P.totara var hallii (P.hallii or ‘Hall’s totara’) – This plant grows by the side of the old playhouse and is similar to P.totara but with longer green leaves. It appears to grow more as a shrub than as a small tree.
P.acutifolius – ‘The Sharp Toothed Totara’ – See queries as above.
F. NEW ZEALAND SPECIES AND NATURALLY OCCURRING HYBRIDS
P.nivalis – This is a low, bushy, evergreen, shrub of 4 – 6 feet eventually. It is a native of both New Zealand islands and grows at an altitude of between 1000 and 5000 feet where the plants are more exposed and, consequently, smaller and lower growing. As such it is totally hardy and one of the parents used in the hybridisation of many of the new plants available from nurseries today.
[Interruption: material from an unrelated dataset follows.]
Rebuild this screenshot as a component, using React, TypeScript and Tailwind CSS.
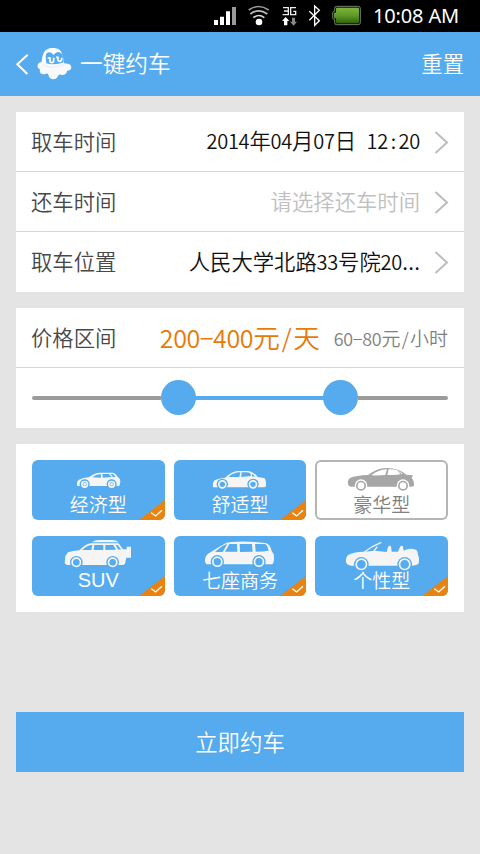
import React from 'react';

const cjk = "font-['Noto_Sans_CJK_SC',sans-serif]";

/* Latin characters take half of a full-width cell. */
function Mixed({ text }: { text: string }) {
  return (
    <>
      {Array.from(text).map((c, i) =>
        c.charCodeAt(0) > 255 ? (
          <span key={i}>{c}</span>
        ) : (
          <span
            key={i}
            className={
              c === '.'
                ? 'inline-flex w-[0.28em] justify-center whitespace-pre'
                : 'inline-flex w-[0.532em] justify-center whitespace-pre text-[0.94em]'
            }
          >
            {c === '-' ? '−' : c}
          </span>
        ),
      )}
    </>
  );
}

function StatusBar() {
  return (
    <div className="flex h-8 items-start bg-black pl-[214px]">
      <svg className="mt-[7px] h-[18px] w-[22px] shrink-0" viewBox="42 21 66 54">
        <path fill="#fff" d="M42 60h12v15H42zM60 50h12v25H60zM78 34h12v41H78z" />
        <path fill="#999" d="M96 21h12v54H96z" />
      </svg>
      <svg className="mt-[5px] ml-[11px] h-[21px] w-[23px] shrink-0" viewBox="141 15 69 63" fill="none" strokeWidth="5">
        <path stroke="#999" d="M146 30Q176 9 206 30" />
        <path stroke="#bbb" d="M151 42Q176 23 202 42" />
        <path stroke="#ddd" d="M160 53Q176 40 193 53" />
        <circle cx="177" cy="66" r="10" fill="#fff" />
      </svg>
      <svg className="mt-[6px] ml-[11px] h-[21px] w-[17px] shrink-0" viewBox="243 18 51 63">
        <path fill="none" stroke="#eee" strokeWidth="4" d="M249 23h16v21h-17M252 33h13M288 23h-16v21h15V34h-7" />
        <path fill="#fff" d="M257 51l11 12h-6v13h-10V63h-6z" />
        <path fill="#888" d="M276 53h9v12h6l-10 12-11-12h6z" />
      </svg>
      <svg className="mt-[4px] ml-[9px] h-[23px] w-[15px] shrink-0" viewBox="321 12 45 69" fill="none" stroke="#fff" strokeWidth="4">
        <path d="M328 34l30 28-14 14V18l14 13-30 30" />
      </svg>
      <svg className="mt-[5px] ml-[10px] h-[21px] w-[30px] shrink-0" viewBox="396 15 90 63">
        <defs>
          <linearGradient id="bat" x2="0" y2="1">
            <stop offset="0" stopColor="#7db63a" />
            <stop offset=".5" stopColor="#5f9a27" />
            <stop offset="1" stopColor="#2f620b" />
          </linearGradient>
        </defs>
        <path fill="#111" stroke="#8c9482" strokeWidth="2.5" d="M409 19h66q6 0 6 6v43q0 6-6 6h-66q-5 0-5-6v-9q-6-1-6-6V39q0-5 6-6v-8q0-6 5-6z" />
        <path fill="url(#bat)" d="M411 23h62q4 0 4 4v39q0 4-4 4h-62q-3 0-3-4v-11h-6V38h6V27q0-4 3-4z" />
      </svg>
      <span className="ml-[11px] whitespace-nowrap font-['Noto_Sans',sans-serif] text-[20px] font-normal leading-8 tracking-[-0.15px] text-white">10:08 AM</span>
    </div>
  );
}

function Header() {
  return (
    <div className="flex h-16 items-center bg-[#55abee] pl-[15px] pr-4 text-white">
      <svg className="h-[22px] w-[14px] shrink-0" viewBox="45 159 42 66" fill="none" stroke="#fff" strokeWidth="6">
        <path d="M83 164L52 193l30 29" />
      </svg>
      <svg className="ml-2 h-[34px] w-[36px] shrink-0" viewBox="111 141 108 102">
        <path fill="#fff" d="M125 196q-1-22 6-37 8-15 26-15 20-1 27 12 7 17 9 38z" />
        <path fill="#f7f9fb" d="M126 186q-10 0-13 9-2 10 7 13-3 11 6 14 6 2 12-1 5-1 7 3 3 13 14 14 12 0 16-12 3-4 8-2 6 3 12-1 6-4 6-11 12 0 13-9 0-10-11-12-5-1-11-1z" />
        <path fill="#55abee" d="M137 172q0-13 9-15 9-1 15 8 5-9 14-9 11 1 14 15l2 16q-14 6-32 6-13 0-20-3z" />
        <path fill="none" stroke="#fff" strokeWidth="5" d="M143 174h7v9q0 5 5 5t6-5v-10M168 172h6v8q1 4 5 4t6-5v-6" />
        <path fill="none" stroke="#dce8f2" strokeWidth="2" d="M130 194q14 10 40 6 12-1 22-6" />
      </svg>
      <span className="-mt-[2px] ml-[7px] text-[22.67px] leading-8">一键约车</span>
      <span className="-mt-0.5 ml-auto text-[21.33px] leading-8">重置</span>
    </div>
  );
}

function Row({ label, value, muted, last }: { label: string; value: string; muted?: boolean; last?: boolean }) {
  return (
    <div className={last ? 'flex h-[60px] items-center pl-[15px] pr-[15px]' : 'flex h-[60px] items-center border-b border-[#d6d6d6] pl-[15px] pr-[15px]'}>
      <span className="-mt-0.5 text-[21.33px] leading-8 text-[#484848]">{label}</span>
      <span className={muted ? '-mt-0.5 ml-auto whitespace-nowrap text-[21.33px] leading-8 text-[#c0c0c0]' : '-mt-0.5 ml-auto whitespace-nowrap text-[21.33px] leading-8 text-[#111]'}>
        <Mixed text={value} />
      </span>
      <svg className="ml-[14px] h-6 w-[15px] shrink-0" viewBox="0 0 15 24" fill="none" stroke="#bcbcbc" strokeWidth="2">
        <path d="M1.5 2L13 12.5 1.5 23" />
      </svg>
    </div>
  );
}

const wheel = (x: number, y: number, r: number, body: string, bg: string) => (
  <g>
    <circle cx={x} cy={y} r={r + 4} fill={bg} />
    <circle cx={x} cy={y} r={r - 2.5} fill={bg} stroke={body} strokeWidth="5" />
  </g>
);

const W = '#f5f5f5';
const B = '#55abee';
const G = '#a6a6a6';

function Economy() {
  return (
    <svg viewBox="21 30 398 108" className="h-9 w-full">
      <path fill={W} d="M156 107q-2-13 6-18 12-6 29-7 17-14 34-14h38q10 2 16 14 7 3 7 15l-3 11H164z" />
      <path fill={B} d="M202 82q11-9 25-10l1 11zM232 72h20l8 9-26 2zM257 72h7l8 9-8 1z" />
      {wheel(179, 103, 11, W, B)}
      {wheel(260, 103, 11, W, B)}
      <circle cx="179" cy="103" r="4" fill={W} />
      <circle cx="260" cy="103" r="4" fill={W} />
    </svg>
  );
}

function Comfort() {
  return (
    <svg viewBox="18 30 398 108" className="h-9 w-full">
      <path fill={W} d="M135 112q-2-16 5-21 11-6 32-8 20-20 38-20h28q18 1 31 18l19 3q7 2 6 25l-5 3z" />
      <path fill={B} d="M181 81q14-14 36-14l-3 14zM221 67h14q7 0 12 3l2 8-29 3zM251 71q6 3 10 8l-8 1z" />
      {wheel(163, 103, 13, W, B)}
      {wheel(255, 103, 13, W, B)}
    </svg>
  );
}

function Luxury() {
  return (
    <svg viewBox="15 30 398 108" className="h-9 w-full">
      <path fill={G} d="M115 106q-4-16 5-22 18-8 54-9 28-21 54-21 36-1 61 20l20 2-4 9q8 7 7 23l-8 2H122z" />
      <path fill="#fff" d="M184 76q20-17 47-18l-5 17q-20 2-42 1zM236 58q28-1 42 13-17 5-46 4z" />
      <path fill="none" stroke={G} strokeWidth="3" d="M264 60l10 14" />
      {wheel(153, 107, 15, G, '#fff')}
      {wheel(279, 107, 15, G, '#fff')}
    </svg>
  );
}

function Suv() {
  return (
    <svg viewBox="21 18 398 108" className="h-9 w-full">
      <path fill={W} d="M119 100l2-22 8-11q14-5 34-6 20-21 36-21h82l13 18h11v-8h13v33h-14l-4 18-5 4H126z" />
      <path fill={W} d="M200 37q10-7 22-7h38q14 0 22 7z" />
      <path fill={B} d="M172 60q15-15 30-15l-3 15zM208 45h27v15h-29zM241 45h24l8 14-32 1zM272 45h6l10 13-8 1z" />
      {wheel(154, 97, 15, W, B)}
      {wheel(263, 97, 15, W, B)}
    </svg>
  );
}

function Van() {
  return (
    <svg viewBox="18 18 398 108" className="h-9 w-full">
      <path fill={W} d="M111 96q-2-15 8-24 34-22 57-34 12-3 33-3 46-1 84 4 14 3 19 27 7 4 6 22-1 14-6 15H115z" />
      <path fill={B} d="M141 66q24-22 37-24l-14 24zM171 65l13-23h23l1 23zM215 42h37l2 23-38 1zM261 42h30q7 2 11 20-16 3-39 3z" />
      {wheel(148, 95, 16, W, B)}
      {wheel(273, 95, 16, W, B)}
    </svg>
  );
}

function Convertible() {
  return (
    <svg viewBox="15 18 398 108" className="h-9 w-full">
      <path fill={W} d="M108 96q-2-15 8-22 16-9 48-9l30-3 36 4 4-14q3-7 9-3l2 16h19l6-14q4-6 9-2l2 13 10-4q14-4 26 1 6 2 7 16 6 12 1 27-8 5-20 5H124q-14-2-16-11z" />
      <path fill="none" stroke={W} strokeWidth="4" d="M160 68q24-19 54-31M192 63l10-13" />
      {wheel(154, 103, 18, W, B)}
      {wheel(284, 103, 18, W, B)}
    </svg>
  );
}

function Tile({ label, off, latin, children }: { label: string; off?: boolean; latin?: boolean; children: React.ReactNode }) {
  return (
    <div
      className={
        off
          ? 'relative h-[60px] overflow-hidden rounded-[6px] bg-white text-[#808080] ring-2 ring-inset ring-[#b5b5b5]'
          : 'relative h-[60px] overflow-hidden rounded-[6px] bg-[#55abee] text-white'
      }
    >
      {children}
      <div className={latin ? "text-center font-['Liberation_Sans',sans-serif] text-[20px] leading-[17px]" : 'text-center text-[19px] leading-4'}>{label}</div>
      {!off && (
        <svg className="absolute right-0 bottom-0 h-5 w-[26px]" viewBox="0 0 78 60">
          <path fill="#e8830f" d="M0 60L78 0v60z" />
          <path fill="none" stroke="#fff" strokeWidth="4" d="M37 38l13 10 19-17" />
        </svg>
      )}
    </div>
  );
}

export default function App() {
  return (
    <div className={`h-[854px] w-[480px] overflow-hidden bg-[#e4e4e4] ${cjk} font-[350]`}>
      <StatusBar />
      <Header />
      <div className="flex flex-col gap-4 px-4 pt-4">
        <section className="bg-white">
          <Row label="取车时间" value="2014年04月07日 12:20" />
          <Row label="还车时间" value="请选择还车时间" muted />
          <Row label="取车位置" value="人民大学北路33号院20..." last />
        </section>

        <section className="bg-white">
          <div className="flex h-[60px] items-center whitespace-nowrap border-b border-[#d6d6d6] pl-[15px] pr-4">
            <span className="-mt-0.5 text-[21.33px] leading-8 text-[#484848]">价格区间</span>
            <span className="-mt-0.5 ml-auto text-[26.67px] leading-8 text-[#e8790a]">
              <Mixed text="200-400元/天" />
            </span>
            <span className="ml-[14px] text-[19px] leading-8 text-[#808080]">
              <Mixed text="60-80元/小时" />
            </span>
          </div>
          <div className="flex h-[59px] items-center px-4">
            <div className="h-1 w-[129px] rounded-l-full bg-[#9b9b9b]" />
            <div className="size-[35px] shrink-0 rounded-full bg-[#55abee]" />
            <div className="-mx-px h-1 w-[129px] bg-[#55abee]" />
            <div className="size-[35px] shrink-0 rounded-full bg-[#55abee]" />
            <div className="h-1 flex-1 rounded-r-full bg-[#9b9b9b]" />
          </div>
          <div className="h-px" />
        </section>

        <section className="grid grid-cols-3 gap-x-[9px] gap-y-4 bg-white p-4">
          <Tile label="经济型"><Economy /></Tile>
          <Tile label="舒适型"><Comfort /></Tile>
          <Tile label="豪华型" off><Luxury /></Tile>
          <Tile label="SUV" latin><Suv /></Tile>
          <Tile label="七座商务"><Van /></Tile>
          <Tile label="个性型"><Convertible /></Tile>
        </section>
      </div>
      <div className="px-4 pt-[100px]">
        <button className="block h-[60px] w-full bg-[#55abee] text-[22.4px] text-white">立即约车</button>
      </div>
    </div>
  );
}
The red fruits produced on female plants are edible and taste sweet as well as being colourful. The plant is dioicious so male and female plants are necessary for fruit production.
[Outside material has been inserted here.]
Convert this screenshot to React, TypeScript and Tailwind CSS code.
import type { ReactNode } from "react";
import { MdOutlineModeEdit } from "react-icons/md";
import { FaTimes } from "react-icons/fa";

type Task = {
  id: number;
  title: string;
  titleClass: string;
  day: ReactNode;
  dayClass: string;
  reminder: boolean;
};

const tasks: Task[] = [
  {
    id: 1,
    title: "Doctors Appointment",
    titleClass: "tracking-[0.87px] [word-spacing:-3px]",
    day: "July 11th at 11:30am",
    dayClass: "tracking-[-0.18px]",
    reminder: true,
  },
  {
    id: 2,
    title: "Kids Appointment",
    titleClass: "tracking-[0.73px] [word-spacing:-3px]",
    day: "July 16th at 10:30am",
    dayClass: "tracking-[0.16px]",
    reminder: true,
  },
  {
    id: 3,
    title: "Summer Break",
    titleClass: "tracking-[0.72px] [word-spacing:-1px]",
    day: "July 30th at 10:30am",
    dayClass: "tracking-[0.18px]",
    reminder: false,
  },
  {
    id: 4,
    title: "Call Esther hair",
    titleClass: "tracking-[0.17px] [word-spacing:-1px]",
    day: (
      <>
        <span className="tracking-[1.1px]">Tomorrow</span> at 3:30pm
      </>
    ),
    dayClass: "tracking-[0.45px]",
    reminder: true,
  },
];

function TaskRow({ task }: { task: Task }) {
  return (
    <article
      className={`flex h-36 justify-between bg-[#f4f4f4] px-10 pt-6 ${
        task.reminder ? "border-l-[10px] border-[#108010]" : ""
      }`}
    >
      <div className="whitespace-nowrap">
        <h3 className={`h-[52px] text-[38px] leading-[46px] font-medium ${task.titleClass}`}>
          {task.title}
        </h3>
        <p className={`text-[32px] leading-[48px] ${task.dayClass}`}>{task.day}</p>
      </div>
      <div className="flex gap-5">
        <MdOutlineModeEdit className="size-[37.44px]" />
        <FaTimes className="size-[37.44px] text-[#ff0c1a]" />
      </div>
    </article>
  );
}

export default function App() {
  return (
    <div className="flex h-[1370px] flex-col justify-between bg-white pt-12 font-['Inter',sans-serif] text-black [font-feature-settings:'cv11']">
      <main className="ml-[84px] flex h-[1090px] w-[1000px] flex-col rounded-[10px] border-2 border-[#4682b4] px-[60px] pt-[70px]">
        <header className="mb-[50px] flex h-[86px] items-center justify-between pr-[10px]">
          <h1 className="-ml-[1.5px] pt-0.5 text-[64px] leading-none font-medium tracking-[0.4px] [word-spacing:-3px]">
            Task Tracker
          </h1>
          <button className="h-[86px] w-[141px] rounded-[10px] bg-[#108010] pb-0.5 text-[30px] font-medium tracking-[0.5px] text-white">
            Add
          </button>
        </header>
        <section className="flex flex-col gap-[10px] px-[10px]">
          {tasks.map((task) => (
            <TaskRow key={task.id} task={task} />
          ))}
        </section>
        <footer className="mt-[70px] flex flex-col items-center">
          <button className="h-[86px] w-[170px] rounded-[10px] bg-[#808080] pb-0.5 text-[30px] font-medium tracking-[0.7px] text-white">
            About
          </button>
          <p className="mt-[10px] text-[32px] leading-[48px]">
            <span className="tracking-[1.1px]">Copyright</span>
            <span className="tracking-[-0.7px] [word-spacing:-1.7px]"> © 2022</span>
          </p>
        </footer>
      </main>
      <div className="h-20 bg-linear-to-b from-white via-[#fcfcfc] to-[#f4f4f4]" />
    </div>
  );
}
P.nivalis ‘Clarence’ – semi-erect male form with bright green foliage and pink catkins
P.nivalis ‘Kaweha’ – erect growth and olive green leaves
P.nivalis ‘Moffat’ – female form which becomes a rounded bush. Dark green foliage slightly bronzed in winter
P.nivalis ’Kilworth Cream’ – slow growing, low, bushy, shrub with palest green leaves margined cream. The young growth in spring is pinkish
P.nivalis ‘Otari’ – small brownish green foliage on this male plant. Slightly recurved leaves and brownish catkins in May.
P.nivalis ’Livingstone’ – female plant with bright green leaves. Very free fruiting
P.lawrencei – ‘Mountain Plum Pine’ – Often incorrectly called P.alpinus, this low growing species is found growing in rocks in the mountains of Tasmania, Victoria and New South Wales.
No male forms are known in cultivation but there are two distinct female forms. One has green leaves and the other blue green leaves. Both have bright red fruits and the resulting crosses with P.nivalis and P.acutifoluis have proved very colourful.
P.lawrencei ‘Blue Gem’ – cream young foliage tinged with purple which becomes bluish-green later. This is a fine garden plant with spreading branches which droop at the tips. A dwarfish plant but likely to grow rather larger in Cornwall.